Sunday, November 12, 2006

The LISA Project

The Theory of Relativity has some rather fantastic claims to make about the nature of the universe. We still find it hard to believe, for example, that time slows down relative to the rest of the universe when you travel at speeds comparable to the speed of light. Imagine then, how the scientific community at the beginning of the 20th century felt.

In 1919, British astrophysicist Arthur Eddington conducted an experiment that confirmed one of the fundamental premises of Relativity. During a solar eclipse, they measured the angle of stars behind the sun... and found that the gravitational field of the Sun did in fact bend light passing near it. From then till now, scientists have been laying out the multifarious consequences of Einstein's theory and finding ways of physically confirming them. One of these consequences is the presence of "Gravitational Waves". To the layman, one would explain it as a "wobble" in the position and shape of all matter in the universe, arising from propagating distortions caused by massive gravitational interactions like the merging of supermassive black holes or a star spiralling into a black hole.

Figure 1: The effect of gravitational waves of the two different polarizations they can exhibit: "Plus" and "Cross" (Source: Chakrabarthy, 1999)

While there do exist projects to measure the effect of gravitational waves from Earth, the quality of the data is poor. Instead of taking measurements from celestial objects, scientists want to make more direct measurements. Enter the Laser Interferometer Space Antenna, or LISA project, scheduled to be launched in the year 2015. LISA consists of three spacecraft positioned at the vertices of an equilateral triangle. Using interferometry, they can measure minute variations in their relative positions, in the range of picometers!


Figure 2: Artist's rendering of LISA (Source: NASA)

Unfortunately, such variations can be caused by a variety of factors such as solar wind, gravitational field of nearby bodies, accumulation of electrostatic charges, etc. It is an engineering challenge to develop active and passive techniques to minimize these variations in order to get an accurate measurement relating only to gravitational waves. Until the spacecraft are actually operational, it is difficult to predict how successful we will be at this.

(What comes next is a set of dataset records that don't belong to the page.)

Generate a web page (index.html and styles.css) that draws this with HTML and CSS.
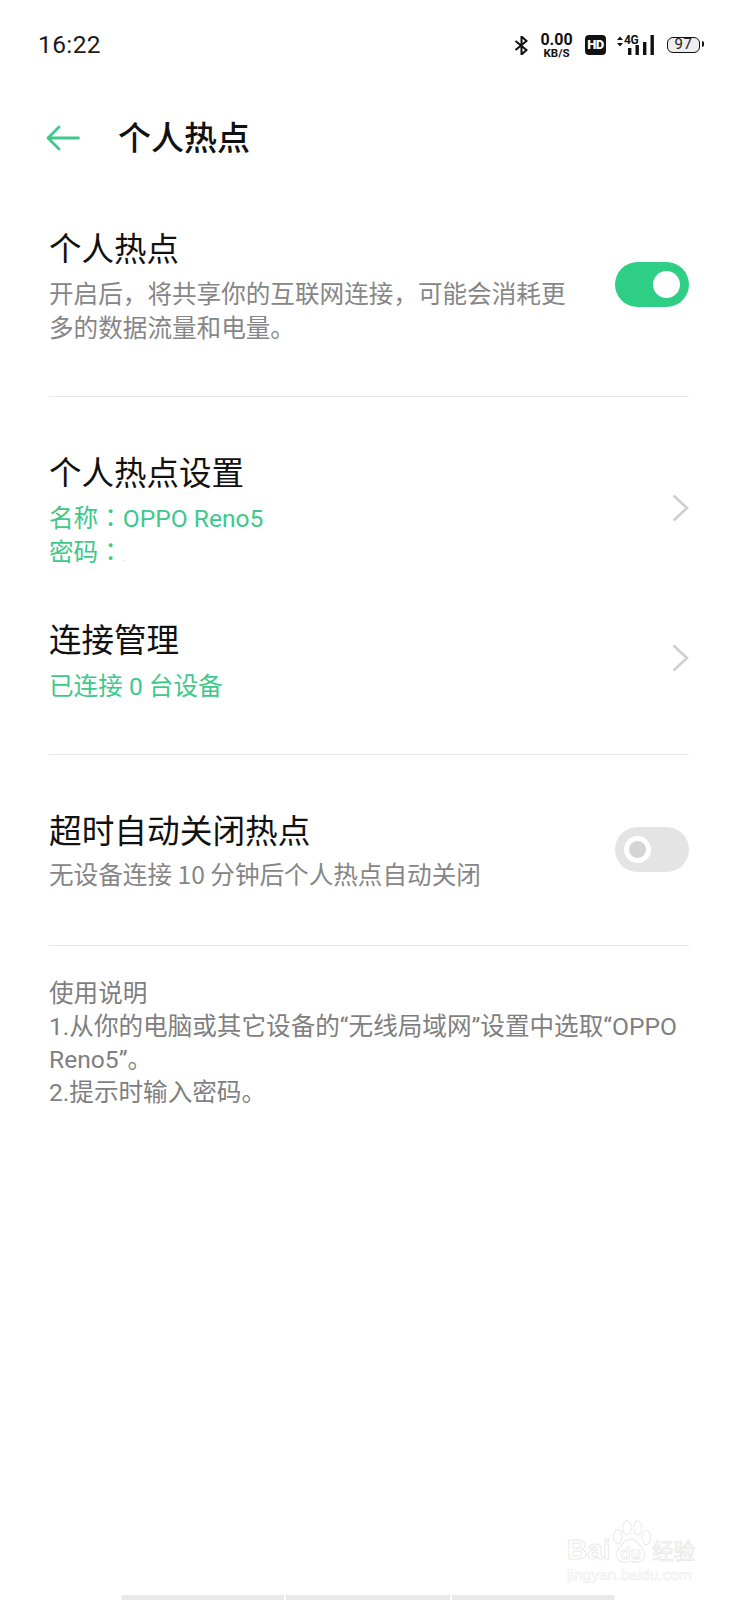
FILE: index.html
```html
<!DOCTYPE html>
<html lang="zh">
<head>
<meta charset="utf-8">
<title>个人热点</title>
<link rel="stylesheet" href="styles.css">
</head>
<body>
<div class="page">
  <header class="status">
    <span class="time">16:22</span>
    <div class="status-icons">
      <svg class="bt" width="15" height="19" viewBox="0 0 15 19"><path d="M1.500 5l11 9-5 4.500V.5l5 4.500-11 9" fill="none" stroke="#111" stroke-width="2"/></svg>
      <div class="speed"><span class="speed-num">0.00</span><span class="speed-unit">KB/S</span></div>
      <span class="hd">HD</span>
      <div class="net">
        <svg class="arrows" width="6" height="11" viewBox="0 0 6 11"><path d="M0 4L3 .5 6 4zM0 7l3 3.500L6 7z" fill="#111"/></svg>
        <span class="net-label">4G</span>
        <svg class="bars" width="26" height="20" viewBox="0 0 26 20"><rect x="0" y="13" width="3.400" height="7" fill="#111"/><rect x="7.500" y="10" width="3.400" height="10" fill="#111"/><rect x="15" y="7" width="3.400" height="13" fill="#111"/><rect x="22.500" y="0" width="3.400" height="20" fill="#111"/></svg>
      </div>
      <div class="battery"><span class="battery-num">97</span></div>
    </div>
  </header>

  <div class="appbar">
    <svg class="back" width="36" height="26" viewBox="0 0 36 26"><path d="M33.500 13H3.500M14 2L3 13l11 11" fill="none" stroke="#3ec98a" stroke-width="2.800" stroke-linecap="round" stroke-linejoin="round"/></svg>
    <h1 class="title">个人热点</h1>
  </div>

  <section class="group group-first">
    <div class="row">
      <div class="row-text">
        <div class="row-title">个人热点</div>
        <div class="row-desc desc-narrow">开启后，将共享你的互联网连接，可能会消耗更多的数据流量和电量。</div>
      </div>
      <div class="switch switch-on"><span class="knob"></span></div>
    </div>
  </section>

  <section class="group group-second">
    <div class="row row-link">
      <div class="row-text">
        <div class="row-title">个人热点设置</div>
        <div class="row-sub row-sub-gap">名称<span class="colon" lang="zh-Hant">：</span>OPPO Reno5</div>
        <div class="row-sub">密码<span class="colon" lang="zh-Hant">：</span><span class="speck">.</span></div>
      </div>
      <svg class="chev chev-one" width="17" height="28" viewBox="0 0 17 28"><path d="M1.500 1.500L15 14 1.500 26.500" fill="none" stroke="#cfcfcf" stroke-width="2.600"/></svg>
    </div>
    <div class="row row-link row-manage">
      <div class="row-text">
        <div class="row-title">连接管理</div>
        <div class="row-sub row-sub-wide">已连接 0 台设备</div>
      </div>
      <svg class="chev chev-two" width="17" height="28" viewBox="0 0 17 28"><path d="M1.500 1.500L15 14 1.500 26.500" fill="none" stroke="#cfcfcf" stroke-width="2.600"/></svg>
    </div>
  </section>

  <section class="group group-third">
    <div class="row">
      <div class="row-text">
        <div class="row-title row-title-long">超时自动关闭热点</div>
        <div class="row-desc">无设备连接 10 分钟后个人热点自动关闭</div>
      </div>
      <div class="switch switch-off"><span class="knob"></span></div>
    </div>
  </section>

  <section class="notes">
    <p>使用说明</p>
    <p>1.从你的电脑或其它设备的“无线局域网”设置中选取“OPPO Reno5”。</p>
    <p>2.提示时输入密码。</p>
  </section>

  <div class="watermark">
    <svg class="paw" width="40" height="44" viewBox="4 0 56 50" preserveAspectRatio="none"><g fill="#fff" stroke="#ececec" stroke-width="1.500"><ellipse cx="12" cy="19" rx="6" ry="8"/><ellipse cx="25" cy="9" rx="6" ry="8"/><ellipse cx="40" cy="9" rx="5.500" ry="8"/><ellipse cx="52" cy="20" rx="6" ry="8"/><path d="M30 22c8 0 12 6 17 11 6 7 1 16-8 15-4 0-6-1-9-1s-6 2-11 1c-8-1-11-9-6-15 6-5 8-11 17-11z"/></g></svg>
    <span class="wm-bai">Bai</span>
    <span class="wm-du">du</span>
    <span class="wm-cn">经验</span>
    <span class="wm-url">jingyan.baidu.com</span>
  </div>

  <div class="home-bar"><span class="seg"></span><span class="seg"></span><span class="seg"></span></div>
</div>
</body>
</html>
```

FILE: styles.css
```css
* { box-sizing: border-box; margin: 0; padding: 0; }
html, body { background: #fff; }
body { font-family: "Noto Sans CJK SC", "Noto Sans", sans-serif; color: #111; }
.page { position: relative; width: 738px; height: 1600px; overflow: hidden; padding: 0 49px; }

.status { height: 90px; margin: 0 -11px; padding: 30px 0 0; display: flex; justify-content: space-between; align-items: flex-start; }
.time { font: 24.500px/30px Roboto, sans-serif; letter-spacing: 0.400px; color: #1a1a1a; }
.status-icons { display: flex; align-items: center; height: 30px; font-family: Roboto, sans-serif; }
.bt { margin-right: 11px; }
.speed { display: flex; flex-direction: column; align-items: center; width: 33px; margin-right: 12px; color: #111; font-weight: 700; }
.speed-num { font-size: 16px; line-height: 14px; }
.speed-unit { font-size: 11.500px; line-height: 10px; margin-top: 1px; }
.hd { width: 21px; height: 20px; border-radius: 4px; background: #111; color: #fff; font-size: 13px; font-weight: 900; line-height: 20px; text-align: center; letter-spacing: -0.500px; margin-right: 11px; }
.net { position: relative; width: 37px; height: 22px; margin-right: 13px; }
.arrows { position: absolute; left: 0; top: 2px; }
.net-label { position: absolute; left: 7px; top: 1px; font-size: 12px; line-height: 10px; font-weight: 700; letter-spacing: -0.300px; }
.bars { position: absolute; left: 11px; top: 1px; }
.battery { position: relative; width: 33px; height: 16px; border: 1.700px solid #111; border-radius: 6px; background: #eee; text-align: center; margin-top: -1px; }
.battery::after { content: ""; position: absolute; right: -5px; top: 3px; width: 2px; height: 6px; background: #111; border-radius: 0 2px 2px 0; }
.battery-num { display: block; font-size: 15px; line-height: 13px; letter-spacing: 0.500px; color: #222; }

.appbar { height: 50px; margin-top: 21px; display: flex; align-items: center; }
.back { margin-left: -4px; margin-right: 37px; margin-top: 3px; flex: none; }
.title { font-size: 33px; font-weight: 500; line-height: 50px; color: #111; }

.group { border-bottom: 1px solid #e6e6e6; }
.group-first { margin-top: 48px; height: 188px; padding-top: 16px; }
.group-second { height: 358px; padding-top: 52px; }
.group-third { height: 191px; padding-top: 52px; }
.row { display: flex; justify-content: space-between; align-items: center; }
.row-text { flex: 1; min-width: 0; }
.row-title { font-size: 32.500px; line-height: 44px; color: #111; }
.row-title-long { font-size: 32.700px; }
.row-desc { font-size: 24.600px; line-height: 34px; color: #868686; margin-top: 5px; }
.desc-narrow { width: 520px; margin-top: 6px; }
.row-sub { font-family: Roboto, "Noto Sans CJK SC", sans-serif; font-size: 24.600px; line-height: 33.500px; color: #3ec98a; }
.row-sub-gap { margin-top: 9px; }
.row-sub-wide { margin-top: 10px; }
.colon { font-family: "Noto Sans CJK TC", sans-serif; line-height: 1; }
.speck { color: #dfe8e4; font-size: 14px; line-height: 1; }
.row-manage { margin-top: 47px; }
.chev { flex: none; }
.chev-one { margin-top: -3px; }
.chev-two { margin-top: -4px; }

.switch { position: relative; width: 74px; height: 45px; border-radius: 23px; flex: none; }
.switch-on { background: #2ecf84; }
.switch-off { background: #e4e4e4; margin-top: 1px; }
.knob { position: absolute; top: 9px; width: 27px; height: 27px; border-radius: 50%; background: #fff; }
.switch-on .knob { right: 9px; }
.switch-off .knob { left: 9px; background: #d4d4d4; border: 5px solid #fff; }

.notes { margin-top: 31px; font-family: Roboto, "Noto Sans CJK SC", sans-serif; font-size: 24.600px; line-height: 33px; color: #7f7f7f; }

.watermark { position: absolute; left: 567px; top: 1520px; width: 140px; height: 70px; color: #fff; white-space: nowrap; }
.paw { position: absolute; left: 45px; top: 0; }
.wm-bai { position: absolute; left: 0; top: 16px; font: 700 28px/28px "Liberation Sans", sans-serif; -webkit-text-stroke: 1px #ebebeb; }
.wm-du { position: absolute; left: 53px; top: 26px; font: 700 17px/16px "Liberation Sans", sans-serif; -webkit-text-stroke: 0.800px #ebebeb; }
.wm-cn { position: absolute; left: 85px; top: 18px; font-family: "Noto Sans CJK SC", sans-serif; font-size: 21.500px; line-height: 24px; -webkit-text-stroke: 1px #ebebeb; }
.wm-url { position: absolute; left: 0; top: 46px; font: 15.500px/18px "Liberation Sans", sans-serif; -webkit-text-stroke: 0.700px #efefef; }

.home-bar { position: absolute; left: 121px; bottom: 0; width: 494px; height: 5px; display: flex; gap: 2px; }
.seg { flex: 1; background: #e9e9e9; }
.seg:first-child { border-radius: 3px 0 0 3px; }
.seg:last-child { border-radius: 0 3px 3px 0; }
```
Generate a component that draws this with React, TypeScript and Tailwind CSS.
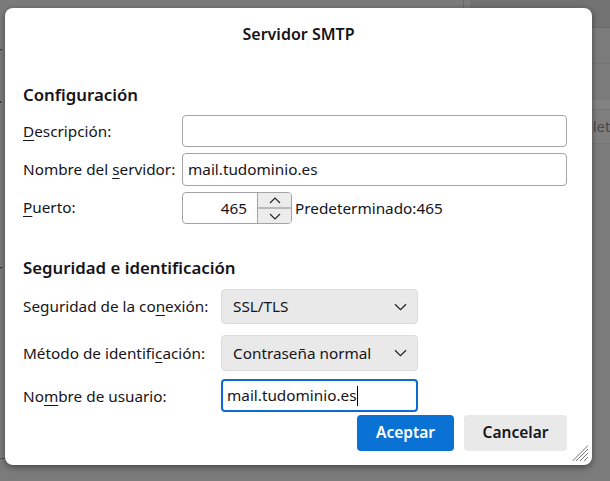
import React from "react";

const font = { fontFamily: '"Noto Sans", "Segoe UI", sans-serif' };

function U({ children }: { children: React.ReactNode }) {
  return <span className="underline underline-offset-[3px] decoration-1">{children}</span>;
}

function Chevron() {
  return (
    <svg width="13" height="8" viewBox="0 0 13 8" fill="none" className="shrink-0">
      <path d="M1 1.2 L6.5 6.6 L12 1.2" stroke="#222" strokeWidth="1.2" />
    </svg>
  );
}

function SmallChev({ up }: { up?: boolean }) {
  return (
    <svg width="12" height="7" viewBox="0 0 12 7" fill="none">
      <path d={up ? "M1 6 L6 1 L11 6" : "M1 1 L6 6 L11 1"} stroke="#222" strokeWidth="1.1" />
    </svg>
  );
}

export default function App() {
  return (
    <div className="relative w-[610px] h-[481px] overflow-hidden bg-[#7b7b7b]" style={font}>
      {/* faint background content */}
      <div className="absolute left-[463px] top-0 w-px h-[26px] bg-[#6a6a6a]" />
      <div className="absolute left-[470px] top-0 w-[140px] h-[28px] bg-[#727272] border-b border-[#6c6c6c]" />
      <div className="absolute left-[520px] top-[4px] text-[15px] text-[#2a2a2a]">Edit</div>
      <div className="absolute left-[470px] top-[63px] w-[140px] h-px bg-[#747474]" />
      <div className="absolute left-[470px] top-[100px] w-[140px] h-[9px] bg-[#828282]" />
      <div className="absolute left-[470px] top-[109px] w-[140px] h-[35px] bg-[#7e7e7e] border-y border-[#757575]" />
      <div className="absolute left-[575px] top-[115px] text-[15px] text-[#4a4a4a]">delet</div>
      <div className="absolute left-[-4px] top-[40px] text-[15px] text-[#1c3d66]">r</div>
      <div className="absolute left-[-2px] top-[86px] text-[15px] text-[#222]">.</div>
      <div className="absolute left-[-4px] top-[258px] text-[15px] text-[#1c3d66]">r</div>
      <div className="absolute left-0 top-[458px] w-[6px] h-px bg-[#555]" />

      {/* dialog */}
      <div className="absolute left-[5px] top-[8px] w-[587px] h-[457px] bg-white rounded-[8px] shadow-[0_2px_6px_rgba(0,0,0,0.45)] text-[#15141a] text-[15.3px]">
        <div className="h-[50px] flex items-center justify-center pt-[1px] font-semibold text-[16px]">
          Servidor SMTP
        </div>

        <div className="pl-[18px] pr-[25px]">
          <div className="mt-[25px] h-[24px] flex items-center font-semibold text-[16.8px]">Configuración</div>

          <div className="mt-[8px] grid grid-cols-[159px_1fr] gap-y-[6px] items-center">
            <div><U>D</U>escripción:</div>
            <div className="h-[32px] border border-[#a3a3a3] rounded-[4px]" />

            <div>Nombre del <U>s</U>ervidor:</div>
            <div className="h-[33px] border border-[#a3a3a3] rounded-[4px] flex items-center px-[5px]">
              mail.tudominio.es
            </div>

            <div className="self-start pt-[4px]"><U>P</U>uerto:</div>
            <div className="flex items-center">
              <div className="w-[110px] h-[32px] border border-[#a3a3a3] rounded-[4px] flex overflow-hidden">
                <div className="flex-1 flex items-center justify-end pr-[10px]">465</div>
                <div className="w-[34px] border-l border-[#a3a3a3] flex flex-col bg-[#ececec]">
                  <div className="flex-1 flex items-center justify-center border-b-2 border-[#b9b9b9]">
                    <SmallChev up />
                  </div>
                  <div className="flex-1 flex items-center justify-center">
                    <SmallChev />
                  </div>
                </div>
              </div>
              <span className="ml-[3px]">Predeterminado:465</span>
            </div>
          </div>

          <div className="mt-[32px] h-[24px] flex items-center font-semibold text-[16.8px]">Seguridad e identificación</div>

          <div className="mt-[9px] grid grid-cols-[198px_197px] items-center">
            <div>Seguridad de la co<U>n</U>exión:</div>
            <div className="h-[35px] bg-[#e9e9e9] border border-[#dcdcdc] rounded-[4px] flex items-center justify-between pl-[11px] pr-[10px]">
              <span>SSL/TLS</span>
              <Chevron />
            </div>

            <div className="mt-[11px]">Método de identifi<U>c</U>ación:</div>
            <div className="mt-[11px] h-[36px] bg-[#e9e9e9] border border-[#dcdcdc] rounded-[4px] flex items-center justify-between pl-[11px] pr-[10px]">
              <span>Contraseña normal</span>
              <Chevron />
            </div>

            <div className="mt-[8px] self-start pt-[6px]">No<U>m</U>bre de usuario:</div>
            <div className="mt-[8px] h-[33px] border-2 border-[#0a6cd0] rounded-[4px] flex items-center px-[4px]">
              <span>mail.tudominio.es</span>
              <span className="w-px h-[20px] bg-black ml-[1px]" />
            </div>
          </div>

          <div className="mt-[3px] flex justify-end gap-[10px]">
            <button className="w-[97px] h-[36px] rounded-[4px] bg-[#0b72d5] text-white font-semibold text-[15.5px]">
              Aceptar
            </button>
            <button className="w-[103px] h-[36px] rounded-[4px] bg-[#e9e9e9] text-[#15141a] font-semibold text-[15.5px]">
              Cancelar
            </button>
          </div>
        </div>

        {/* resize grip */}
        <svg className="absolute right-[3px] bottom-[3px]" width="17" height="17" viewBox="0 0 17 17">
          <path d="M16 4 L4 16 M16 8 L8 16 M16 12 L12 16 M16 0.5 L0.5 16" stroke="#777" strokeWidth="1" />
        </svg>
      </div>
    </div>
  );
}
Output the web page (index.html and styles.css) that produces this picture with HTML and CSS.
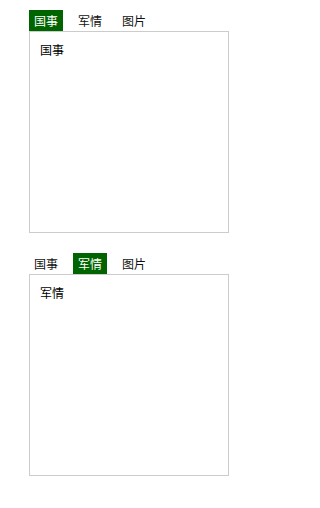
FILE: index.html
```html
<!DOCTYPE html>
<html>
<head>
<meta charset="utf-8">
<link rel="stylesheet" href="styles.css">
</head>
<body>
<div class="tabbox">
  <ul class="tabs">
    <li class="tab active">国事</li>
    <li class="tab">军情</li>
    <li class="tab">图片</li>
  </ul>
  <div class="panel">国事</div>
</div>
<div class="tabbox">
  <ul class="tabs">
    <li class="tab">国事</li>
    <li class="tab active">军情</li>
    <li class="tab">图片</li>
  </ul>
  <div class="panel">军情</div>
</div>
</body>
</html>
```

FILE: styles.css
```css
html, body {
  margin: 0;
  padding: 0;
  background: #fff;
}
body {
  padding: 10px 0 0 29px;
  font-family: "Noto Sans CJK SC", "Liberation Sans", sans-serif;
  font-size: 12px;
  color: #000;
}
.tabbox {
  width: 200px;
  margin-bottom: 20px;
}
.tabs {
  list-style: none;
  margin: 0;
  padding: 0;
  display: flex;
  gap: 10px;
}
.tab {
  width: 34px;
  height: 21px;
  line-height: 21px;
  text-align: center;
  color: #111;
}
.tab.active {
  background: #006400;
  color: #fff;
}
.panel {
  height: 180px;
  border: 1px solid #ccc;
  padding: 10px;
  line-height: 16px;
}
```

The presence of gravitational waves is more or less accepted scientific fact, and if the LISA project is successful, it will only be the final confirmation in this regard. The purpose of LISA is much more than just confirming the nature of gravitational waves. Since gravitational waves pass through all matter whereas light and other electromagnetic variation can be blocked by various "opaque" objects, accurate measurement of gravitational waves can yield information about parts of the universe currently inaccessible to us. We would be able to settle the issue of "dark matter". We would be able to get information on the nature of the universe much closer to the time of the Big Bang than we can now. Astrophysicists are lining up issues that the measurement of gravitational waves can settle.

Since the launch of LISA is nearly a decade away, for now we can just sit back and contemplate our wobbly natures.

References:

Indrajit Chakrabarthy, "Gravitational Waves: An Introduction," arXiv:physics/9908041 v1, Aug 21, 1999

LISA Project Home Page

Wikipedia on Gravitational Waves

3 comments:

Raindrop said...

I believe the issue of dark matter has already been settled through weak gravitational lensing studies done by a team led by Douglas Clowe.

Prashanth said...

Yikes... you're right. I missed that piece of news, living in a closeted grad world...

Raindrop said...

That's understandable. I didn't know how big hurricane Katrina was because I was busy working in my basement grad office and didn't come out for a few months. Besides, this made news as late as August.